Lalu, apakah kita berhenti di sini? Tidak. Perlu diingat bahwa listrik bukanlah satu-satunya sumber energi kita, dan hanya mencakup kurang dari sepertiga sumber energi yang kita gunakan sekarang. Kita juga mengkonsumsi energi dalam jumlah yang sangat besar untuk transportasi. Penggunaan mobil, truk, kapal, pesawat udara, berkontribusi hampir sepertiga dari total konsumsi energi dunia.

 

Saat ini, hampir semua sumber energi sektor transportasi secara langsung menggunakan bahan bakar fosil, seperti bensin atau diesel. Oleh karena itu, dalam rangka menuju net zero, sektor transportasi pun perlu bertransformasi seperti sektor pembangkitan tenaga listrik. Untuk mengganti sumber energi fosil dengan sumber energi bersih dan terbarukan, sektor transportasi membutuhkan media listrik.

 

Kendaraan dengan motor bakar yang menggunakan sumber energi bahan bakar fosil, perlu dirubah menjadi kendaraan dengan baterai yang menggunakan tenaga listrik. Kendaraan besar seperti pesawat atau truk yang membutuhkan energi sangat besar, kemungkinan lebih praktis menggunakan hidrogen daripada baterai.  Tentu, hidrogen yang “hijau”, yang diproduksi melalui proses elektrolisis dengan sumber energi listrik bersih dan terbarukan.

 

Saat ini ada sekitar 1,4 miliar kendaraan bermotor di seluruh dunia, dan diperkirakan masih akan tumbuh, yang nantinya harus bertransformasi menjadi kendaraan listrik.
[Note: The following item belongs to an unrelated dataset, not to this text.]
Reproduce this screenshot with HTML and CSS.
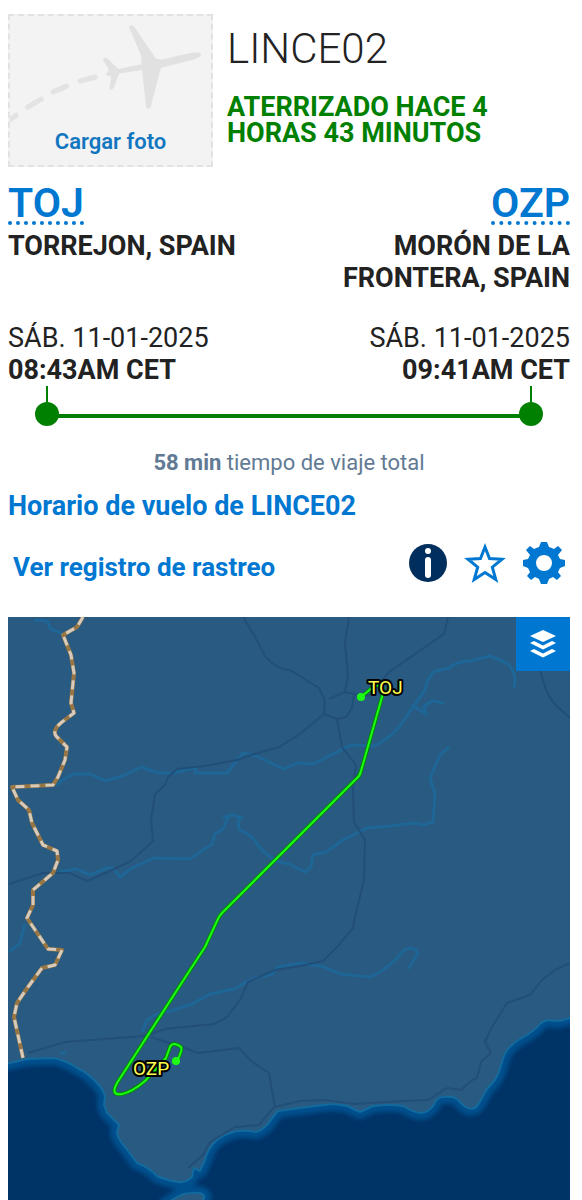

SPBU di jalanan akan digantikan oleh charging station, yang disuplai oleh pembangkit listrik.

 

Kita tidak hanya akan melihat kesibukan dunia mentransformasikan pembangkit listrik berbasis batu bara dan bahan bakar fosil lainnya dengan sumber energi bersih dan terbarukan, tetapi dunia juga perlu menambah kapasitas pembangkitan listrik.

 

Gelombang elektrifikasi dunia yang dimulai pada awal abad 20 berfokus untuk rumah tangga dan industri. Gelombang elektrifikasi kedua pada abad 21 akan dimulai segera untuk “menyalakan” miliaran alat transportasi di seluruh dunia.

 

Pertanyaannya, tentu, seberapa siap kita menyongsong ini semua, termasuk dengan kesiapan sumber daya manusia. Jika tidak, kita barangkali hanya akan menjadi penonton, atau berisiko menjadi tempat pembuangan sampah energi kotor, listrik kotor, atau kendaraan kotor dunia.